◆ Challenge
Tally the lines that contain "this" and report the total alone.

──────── Provided data ────────

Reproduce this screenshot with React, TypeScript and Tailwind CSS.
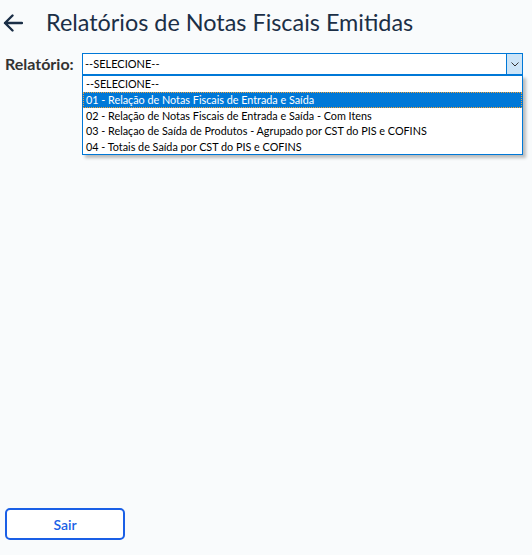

────────
──────── Provided data ────────

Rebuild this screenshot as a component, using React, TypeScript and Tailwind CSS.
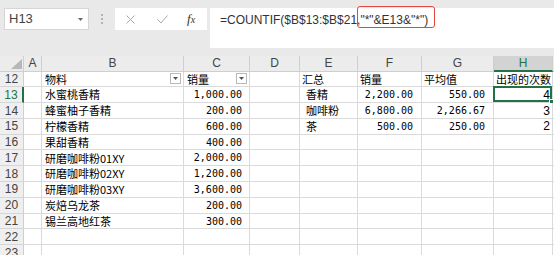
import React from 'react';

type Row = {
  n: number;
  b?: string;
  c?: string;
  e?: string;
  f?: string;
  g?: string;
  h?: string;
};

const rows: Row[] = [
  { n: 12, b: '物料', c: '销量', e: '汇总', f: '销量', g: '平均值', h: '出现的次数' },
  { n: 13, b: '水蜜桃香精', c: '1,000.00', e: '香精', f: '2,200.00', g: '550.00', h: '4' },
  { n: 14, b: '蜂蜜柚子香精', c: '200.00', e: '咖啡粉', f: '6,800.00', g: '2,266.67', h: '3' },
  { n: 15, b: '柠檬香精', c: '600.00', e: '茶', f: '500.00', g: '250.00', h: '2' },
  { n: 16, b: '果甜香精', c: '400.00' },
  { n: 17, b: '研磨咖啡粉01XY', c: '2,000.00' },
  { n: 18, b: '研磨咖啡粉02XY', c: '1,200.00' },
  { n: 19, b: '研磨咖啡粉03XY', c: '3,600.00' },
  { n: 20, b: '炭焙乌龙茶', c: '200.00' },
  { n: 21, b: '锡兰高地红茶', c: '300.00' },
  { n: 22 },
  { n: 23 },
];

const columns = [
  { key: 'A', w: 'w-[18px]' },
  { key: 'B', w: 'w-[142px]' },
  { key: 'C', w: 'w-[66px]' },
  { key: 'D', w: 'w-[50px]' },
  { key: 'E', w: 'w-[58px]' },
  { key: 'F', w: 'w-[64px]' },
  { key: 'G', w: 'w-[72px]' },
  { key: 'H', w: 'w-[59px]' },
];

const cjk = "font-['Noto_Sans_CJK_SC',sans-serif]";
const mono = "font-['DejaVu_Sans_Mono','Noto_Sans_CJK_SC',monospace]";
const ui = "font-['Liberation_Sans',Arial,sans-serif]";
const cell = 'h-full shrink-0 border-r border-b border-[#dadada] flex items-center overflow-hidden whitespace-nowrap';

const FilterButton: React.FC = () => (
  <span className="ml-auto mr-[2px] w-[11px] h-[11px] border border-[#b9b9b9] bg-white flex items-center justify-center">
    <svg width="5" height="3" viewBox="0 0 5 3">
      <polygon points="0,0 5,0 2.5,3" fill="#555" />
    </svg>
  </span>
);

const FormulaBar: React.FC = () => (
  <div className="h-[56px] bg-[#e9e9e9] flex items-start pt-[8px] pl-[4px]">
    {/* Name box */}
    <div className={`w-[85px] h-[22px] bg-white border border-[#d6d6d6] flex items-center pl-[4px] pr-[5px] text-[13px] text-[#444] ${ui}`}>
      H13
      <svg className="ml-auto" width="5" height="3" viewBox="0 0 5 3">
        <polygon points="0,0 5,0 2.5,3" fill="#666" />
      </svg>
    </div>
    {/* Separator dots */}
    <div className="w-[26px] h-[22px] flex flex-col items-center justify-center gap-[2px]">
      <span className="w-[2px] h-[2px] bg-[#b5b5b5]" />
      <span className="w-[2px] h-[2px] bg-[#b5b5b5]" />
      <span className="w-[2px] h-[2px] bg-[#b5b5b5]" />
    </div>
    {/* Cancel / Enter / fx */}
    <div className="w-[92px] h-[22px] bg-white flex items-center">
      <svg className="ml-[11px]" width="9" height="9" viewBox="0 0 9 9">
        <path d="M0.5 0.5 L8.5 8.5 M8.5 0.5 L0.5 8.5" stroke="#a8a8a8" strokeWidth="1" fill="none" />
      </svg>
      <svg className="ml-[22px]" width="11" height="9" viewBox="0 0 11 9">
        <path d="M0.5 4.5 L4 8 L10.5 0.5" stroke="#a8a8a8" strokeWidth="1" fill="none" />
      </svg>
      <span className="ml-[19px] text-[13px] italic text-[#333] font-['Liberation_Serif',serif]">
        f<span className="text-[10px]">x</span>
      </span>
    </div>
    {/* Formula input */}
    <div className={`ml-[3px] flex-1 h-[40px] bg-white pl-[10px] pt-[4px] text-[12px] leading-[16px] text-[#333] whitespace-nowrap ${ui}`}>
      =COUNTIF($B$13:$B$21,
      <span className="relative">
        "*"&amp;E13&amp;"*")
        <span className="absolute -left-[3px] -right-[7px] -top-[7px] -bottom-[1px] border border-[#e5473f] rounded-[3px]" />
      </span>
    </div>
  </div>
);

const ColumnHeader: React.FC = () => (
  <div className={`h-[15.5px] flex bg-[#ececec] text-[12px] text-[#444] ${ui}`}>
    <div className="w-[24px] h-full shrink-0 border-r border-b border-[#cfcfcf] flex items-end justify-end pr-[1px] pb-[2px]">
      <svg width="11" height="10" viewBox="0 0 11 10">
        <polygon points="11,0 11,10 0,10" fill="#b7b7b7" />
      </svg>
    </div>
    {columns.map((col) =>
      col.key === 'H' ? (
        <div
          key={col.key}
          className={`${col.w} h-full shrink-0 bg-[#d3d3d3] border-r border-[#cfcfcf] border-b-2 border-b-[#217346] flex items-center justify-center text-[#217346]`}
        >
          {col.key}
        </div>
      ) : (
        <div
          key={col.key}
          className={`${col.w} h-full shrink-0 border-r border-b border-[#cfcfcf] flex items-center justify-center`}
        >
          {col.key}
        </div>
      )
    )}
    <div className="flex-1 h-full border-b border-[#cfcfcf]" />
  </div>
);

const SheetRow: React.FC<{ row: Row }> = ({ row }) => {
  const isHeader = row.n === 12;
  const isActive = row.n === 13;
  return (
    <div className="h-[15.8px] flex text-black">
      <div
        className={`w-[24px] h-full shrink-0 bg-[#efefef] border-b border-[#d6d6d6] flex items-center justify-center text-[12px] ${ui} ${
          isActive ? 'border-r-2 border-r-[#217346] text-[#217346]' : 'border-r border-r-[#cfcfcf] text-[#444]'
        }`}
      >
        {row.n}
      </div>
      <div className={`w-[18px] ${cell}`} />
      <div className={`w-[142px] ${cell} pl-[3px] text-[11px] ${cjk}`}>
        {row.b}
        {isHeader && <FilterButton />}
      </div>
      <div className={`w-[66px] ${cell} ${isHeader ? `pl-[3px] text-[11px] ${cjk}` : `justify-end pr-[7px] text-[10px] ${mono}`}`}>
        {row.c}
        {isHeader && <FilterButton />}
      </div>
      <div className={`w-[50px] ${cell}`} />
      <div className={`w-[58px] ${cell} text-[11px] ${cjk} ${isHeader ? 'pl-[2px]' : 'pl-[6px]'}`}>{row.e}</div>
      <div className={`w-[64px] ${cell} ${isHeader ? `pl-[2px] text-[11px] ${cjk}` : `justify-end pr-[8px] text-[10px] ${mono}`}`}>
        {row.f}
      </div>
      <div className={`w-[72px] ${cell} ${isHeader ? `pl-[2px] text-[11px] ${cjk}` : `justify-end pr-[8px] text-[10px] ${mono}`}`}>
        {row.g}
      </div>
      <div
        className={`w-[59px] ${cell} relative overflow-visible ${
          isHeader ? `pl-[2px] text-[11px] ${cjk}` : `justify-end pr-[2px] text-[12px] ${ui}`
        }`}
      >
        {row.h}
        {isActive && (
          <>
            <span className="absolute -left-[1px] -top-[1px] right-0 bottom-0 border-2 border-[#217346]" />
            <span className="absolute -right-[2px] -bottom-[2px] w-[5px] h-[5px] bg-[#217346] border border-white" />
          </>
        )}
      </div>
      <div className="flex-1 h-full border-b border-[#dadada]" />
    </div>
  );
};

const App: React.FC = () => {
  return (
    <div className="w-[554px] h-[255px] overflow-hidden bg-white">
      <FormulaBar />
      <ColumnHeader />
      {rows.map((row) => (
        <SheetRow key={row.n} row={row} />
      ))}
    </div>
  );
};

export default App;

────────

◆ Complete response
2